## CHALLENGE
Your answer should be only a number: how many lines include the word "styles".

+++

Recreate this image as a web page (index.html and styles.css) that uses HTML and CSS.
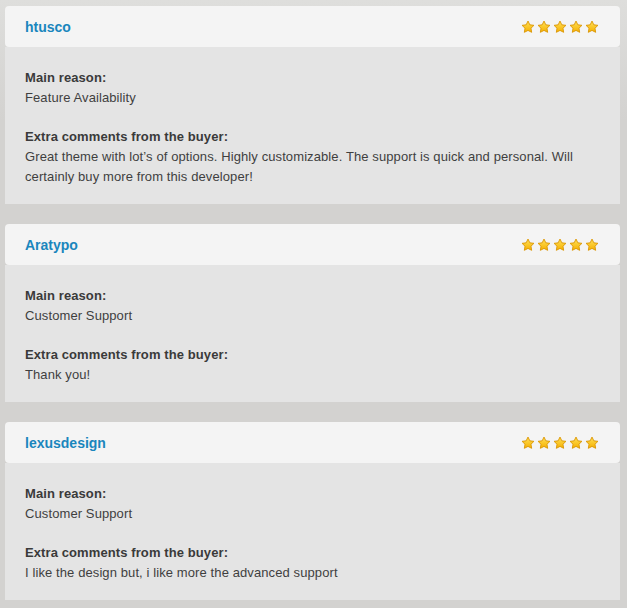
FILE: index.html
```html
<!DOCTYPE html>
<html>
<head>
<title>Buyer Reviews</title>
<link rel="stylesheet" href="styles.css">
</head>
<body>
  <svg width="0" height="0" class="defs">
    <defs>
      <linearGradient id="starFill" x1="0" y1="0" x2="0" y2="1">
        <stop offset="0" stop-color="#ffe15a"/>
        <stop offset="1" stop-color="#f5b000"/>
      </linearGradient>
      <symbol id="star" viewBox="0 0 16 16">
        <path d="M8 1.2l2.1 4.3 4.7.6-3.4 3.3.8 4.7L8 11.9l-4.2 2.2.8-4.7L1.2 6.1l4.7-.6z" fill="url(#starFill)" stroke="#d99400" stroke-width="1" stroke-linejoin="round"/>
      </symbol>
    </defs>
  </svg>

  <div class="review">
    <div class="review-head">
      <a class="buyer" href="#">htusco</a>
      <div class="stars">
        <svg><use href="#star"/></svg><svg><use href="#star"/></svg><svg><use href="#star"/></svg><svg><use href="#star"/></svg><svg><use href="#star"/></svg>
      </div>
    </div>
    <div class="review-body">
      <p><strong>Main reason:</strong><br>Feature Availability</p>
      <p><strong>Extra comments from the buyer:</strong><br>Great theme with lot’s of options. Highly customizable. The support is quick and personal. Will certainly buy more from this developer!</p>
    </div>
  </div>

  <div class="review">
    <div class="review-head">
      <a class="buyer" href="#">Aratypo</a>
      <div class="stars">
        <svg><use href="#star"/></svg><svg><use href="#star"/></svg><svg><use href="#star"/></svg><svg><use href="#star"/></svg><svg><use href="#star"/></svg>
      </div>
    </div>
    <div class="review-body">
      <p><strong>Main reason:</strong><br>Customer Support</p>
      <p><strong>Extra comments from the buyer:</strong><br>Thank you!</p>
    </div>
  </div>

  <div class="review">
    <div class="review-head">
      <a class="buyer" href="#">lexusdesign</a>
      <div class="stars">
        <svg><use href="#star"/></svg><svg><use href="#star"/></svg><svg><use href="#star"/></svg><svg><use href="#star"/></svg><svg><use href="#star"/></svg>
      </div>
    </div>
    <div class="review-body">
      <p><strong>Main reason:</strong><br>Customer Support</p>
      <p><strong>Extra comments from the buyer:</strong><br>I like the design but, i like more the advanced support</p>
    </div>
  </div>
</body>
</html>
```

FILE: styles.css
```css
html {
  background: linear-gradient(#dededc, #d3d2d0 120px);
  min-height: 100%;
}
body {
  margin: 0;
  padding: 6px 7px 0 5px;
  font-family: "Liberation Sans", Arial, sans-serif;
  font-size: 13px;
  line-height: 20px;
  color: #3f3f3f;
}
.defs {
  position: absolute;
}
.review {
  margin-bottom: 20px;
}
.review-head {
  display: flex;
  justify-content: space-between;
  align-items: center;
  height: 41px;
  padding: 0 21px 0 20px;
  background-color: #f4f4f4;
  border-radius: 4px;
}
.buyer {
  font-weight: bold;
  font-size: 14px;
  color: #1a86bd;
  text-decoration: none;
}
.stars {
  display: flex;
  gap: 2px;
}
.stars svg {
  width: 14px;
  height: 14px;
}
.review-body {
  background-color: #e4e4e4;
  padding: 21px 20px 17px 20px;
  letter-spacing: 0.1px;
}
.review-body p {
  margin: 0 0 19px 0;
}
.review-body p:last-child {
  margin-bottom: 0;
}
.review-body strong {
  color: #3a3a3a;
}
```
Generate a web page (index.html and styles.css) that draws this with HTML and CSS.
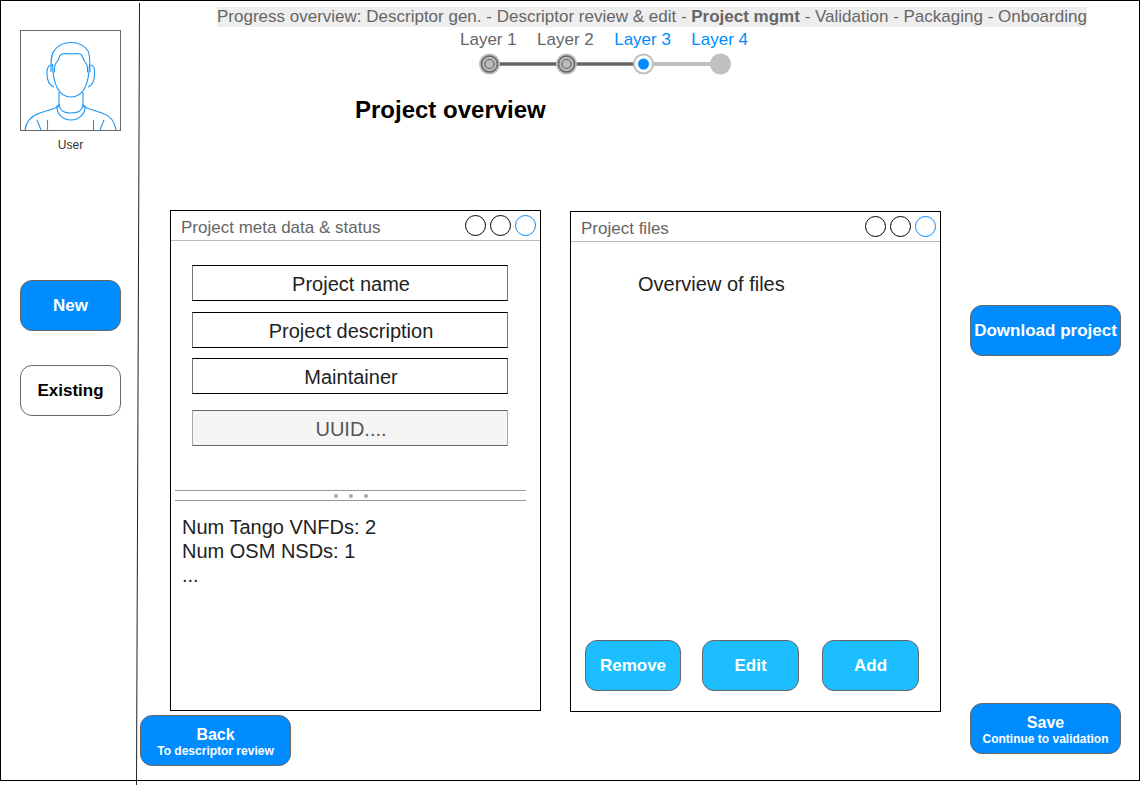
FILE: index.html
```html
<!DOCTYPE html>
<html lang="en">
  <head>
    <meta charset="UTF-8" />
    <title>Project overview</title>
    <link rel="stylesheet" href="styles.css">
  </head>
  <body>
    <div class="frame">
      <!-- slanted divider between sidebar and content -->
      <svg class="divider" width="6" height="785" viewBox="0 0 6 785">
        <path d="M4.500 2 L1.500 785" stroke="#222" stroke-width="1" fill="none" />
      </svg>

      <aside class="sidebar">
        <div class="avatar">
          <svg width="99" height="99" viewBox="21 31 99 99" fill="none" stroke="#1b95f5" stroke-width="1.1">
            <path d="M51 72 C51 62 51 54 54 51 C58 45 65 42.500 71 42.500 C77 42.500 84 45 88 51 C90 54 90 62 90 72" />
            <path d="M54.500 72.500 L54.500 67 C55 62 58 62 59 58 C60 54 62 53.500 66 53.500 C69 54 73 54 76 53.500 C80 53.500 82 54 83 58 C84 62 87 62 87.500 67 L87.500 72.500" />
            <path d="M52.500 64 C53 80 57 97 71 97 C85 97 89 80 89.500 64" />
            <path d="M51 65 C47 66 47 70 47 74 C47 80 49 85 54 87" />
            <path d="M91 65 C95 66 94.500 70 94.500 74 C94.500 80 93 85 88 87" />
            <path d="M59 92 L59 104 C59 107 58 107 54 108.500 L40 113 C31 116 26 122 25 130" />
            <path d="M83 92 L83 104 C83 107 84 107 88 108.500 L102 113 C111 116 115 122 116 130" />
            <path d="M57 105 C56 114 63 120 71 120 C79 120 86 114 85 105" />
            <path d="M59 104 C60 112 65 113 71 113 C77 113 82 112 83 104" />
            <path d="M37 120 L41 130 M47.500 120 L47.500 130 M104 120 L100 130 M93.500 120 L93.500 130" />
          </svg>
        </div>
        <div class="avatar-label">User</div>
        <button class="btn btn-blue side-btn">New</button>
        <button class="btn btn-white side-btn">Existing</button>
      </aside>

      <main class="content">
        <header class="progress-head">
          <p class="progress-text">Progress overview: Descriptor gen. - Descriptor review &amp; edit - <b>Project mgmt</b> - Validation - Packaging - Onboarding</p>
          <div class="layers">
            <span>Layer 1</span>
            <span>Layer 2</span>
            <span class="layer-todo">Layer 3</span>
            <span class="layer-todo">Layer 4</span>
          </div>
          <svg class="stepper" width="254" height="24" viewBox="0 0 254 24">
            <path d="M12 12 H166" stroke="#666" stroke-width="3.500" />
            <path d="M166 12 H243" stroke="#c0c0c0" stroke-width="4" />
            <circle cx="12.500" cy="12" r="10.500" fill="#bbb" />
            <circle cx="12.500" cy="12" r="8" fill="none" stroke="#666" stroke-width="1.500" />
            <circle cx="12.500" cy="12" r="4.500" fill="none" stroke="#666" stroke-width="1.200" />
            <circle cx="89.500" cy="12" r="10.500" fill="#bbb" />
            <circle cx="89.500" cy="12" r="8" fill="none" stroke="#666" stroke-width="1.500" />
            <circle cx="89.500" cy="12" r="4.500" fill="none" stroke="#666" stroke-width="1.200" />
            <circle cx="166.500" cy="12" r="10.500" fill="#c0c0c0" />
            <circle cx="166.500" cy="12" r="8.500" fill="#fff" />
            <circle cx="166.500" cy="12" r="5.500" fill="#008cff" />
            <circle cx="243.500" cy="12" r="10.500" fill="#c0c0c0" />
          </svg>
        </header>

        <h1 class="page-title">Project overview</h1>

        <div class="workspace">
          <section class="panel">
            <div class="panel-bar">
              <span class="panel-title">Project meta data &amp; status</span>
              <span class="dots"><i></i><i></i><i class="dot-blue"></i></span>
            </div>
            <div class="fields">
              <div class="field">Project name</div>
              <div class="field">Project description</div>
              <div class="field field-tight">Maintainer</div>
              <div class="field field-off">UUID....</div>
            </div>
            <div class="splitter"><i></i><i></i><i></i></div>
            <div class="stats">
              Num Tango VNFDs: 2<br />
              Num OSM NSDs: 1<br />
              ...
            </div>
          </section>

          <section class="panel panel-files">
            <div class="panel-bar">
              <span class="panel-title">Project files</span>
              <span class="dots"><i></i><i></i><i class="dot-blue"></i></span>
            </div>
            <div class="files-body">Overview of files</div>
            <div class="file-actions">
              <button class="btn btn-cyan file-btn">Remove</button>
              <button class="btn btn-cyan file-btn">Edit</button>
              <button class="btn btn-cyan file-btn">Add</button>
            </div>
          </section>

          <div class="right-col">
            <button class="btn btn-blue wide-btn">Download project</button>
            <button class="btn btn-blue wide-btn btn-two">Save<small>Continue to validation</small></button>
          </div>
        </div>

        <button class="btn btn-blue wide-btn btn-two back-btn">Back<small>To descriptor review</small></button>
      </main>
    </div>
  </body>
</html>
```

FILE: styles.css
```css
body {
  margin: 0;
  font-family: "Liberation Sans", Arial, sans-serif;
  background: #fff;
  height: 785px;
  overflow: hidden;
}
.frame {
  position: relative;
  display: flex;
  box-sizing: border-box;
  width: 1140px;
  height: 781px;
  border: 1px solid #000;
}
.divider {
  position: absolute;
  left: 134px;
  top: 0;
}

/* sidebar */
.sidebar {
  width: 138px;
  flex-shrink: 0;
  padding: 29px 0 0 19px;
  box-sizing: border-box;
}
.avatar {
  box-sizing: border-box;
  width: 101px;
  height: 101px;
  border: 1px solid #666;
}
.avatar svg {
  display: block;
}
.avatar-label {
  width: 101px;
  margin-top: 7px;
  font-size: 12px;
  line-height: 14px;
  color: #333;
  text-align: center;
}
.side-btn {
  display: block;
  width: 101px;
  height: 51px;
  margin-bottom: 34px;
}
.side-btn:first-of-type {
  margin-top: 128px;
}

/* buttons */
.btn {
  box-sizing: border-box;
  padding: 0;
  border: 1px solid #666;
  border-radius: 12px;
  font-family: inherit;
  font-size: 17px;
  font-weight: bold;
  color: #fff;
}
.btn-two {
  padding-top: 2px;
  font-size: 16px;
}
.btn small {
  display: block;
  font-size: 12px;
  line-height: 14px;
}
.btn-blue {
  background: #008cff;
}
.btn-cyan {
  background: #1cbeff;
}
.btn-white {
  background: #fff;
  color: #000;
}

/* progress */
.content {
  flex: 1;
  min-width: 0;
}
.progress-text {
  display: table;
  margin: 6px 0 0 78px;
  background: #eee;
  color: #666;
  font-size: 17px;
  line-height: 20px;
  white-space: nowrap;
}
.layers {
  display: flex;
  gap: 20.400px;
  margin: 3px 0 0 321px;
  font-size: 17px;
  line-height: 19px;
  color: #666;
}
.layer-todo {
  color: #008cff;
}
.stepper {
  display: block;
  margin: 3px 0 0 338px;
}
.page-title {
  margin: 20px 0 0 216px;
  font-size: 24px;
  line-height: 28px;
  color: #000;
}

/* panels */
.workspace {
  display: flex;
  height: 501px;
  margin: 86px 0 0 31px;
}
.panel {
  box-sizing: border-box;
  width: 371px;
  height: 501px;
  border: 1px solid #000;
}
.panel-files {
  display: flex;
  flex-direction: column;
  margin: 1px 0 0 29px;
}
.panel-bar {
  display: flex;
  justify-content: space-between;
  align-items: center;
  box-sizing: border-box;
  height: 30px;
  padding: 0 4px 0 10px;
  border-bottom: 1px solid #bbb;
}
.panel-title {
  font-size: 17px;
  color: #666;
  padding-top: 5px;
}
.dots {
  display: flex;
  gap: 4px;
}
.dots i {
  box-sizing: border-box;
  width: 21px;
  height: 21px;
  border: 1px solid #000;
  border-radius: 50%;
}
.dots .dot-blue {
  border-color: #008cff;
}
.fields {
  display: flex;
  flex-direction: column;
  gap: 11px;
  height: 249px;
  padding: 24px 0 0 21px;
  box-sizing: border-box;
}
.field {
  box-sizing: border-box;
  width: 316px;
  height: 36px;
  padding-left: 2px;
  border: 1px solid;
  border-color: #000 #777;
  font-size: 20px;
  line-height: 36px;
  color: #222;
  text-align: center;
}
.field-tight {
  margin-top: -1px;
}
.field-off {
  margin-top: 5px;
  border-color: #666 #aaa;
  background: #f5f5f5;
  color: #555;
}
.splitter {
  display: flex;
  justify-content: center;
  gap: 11px;
  align-items: center;
  box-sizing: border-box;
  width: 351px;
  height: 11px;
  margin-left: 4px;
  border-top: 1px solid #999;
  border-bottom: 1px solid #999;
}
.splitter i {
  width: 4px;
  height: 4px;
  border-radius: 50%;
  background: #aaa;
}
.stats {
  margin: 14px 0 0 11px;
  font-size: 20px;
  line-height: 24px;
  color: #222;
}
.files-body {
  flex: 1;
  padding: 30px 0 0 67px;
  font-size: 20px;
  line-height: 24px;
  color: #222;
}
.file-actions {
  display: flex;
  gap: 21px;
  padding: 0 0 20px 14px;
}
.file-btn {
  width: 97px;
  height: 51px;
}
.file-actions .file-btn:first-child {
  width: 96px;
}
.file-actions .file-btn:last-child {
  margin-left: 2px;
}

/* right column and back */
.right-col {
  display: flex;
  flex-direction: column;
  justify-content: space-between;
  box-sizing: border-box;
  height: 544px;
  margin-left: 29px;
  padding-top: 95px;
}
.wide-btn {
  display: block;
  width: 151px;
  height: 51px;
  line-height: 19px;
}
.back-btn {
  margin: 4px 0 0 1px;
}
```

+++

## THE SOLUTION
6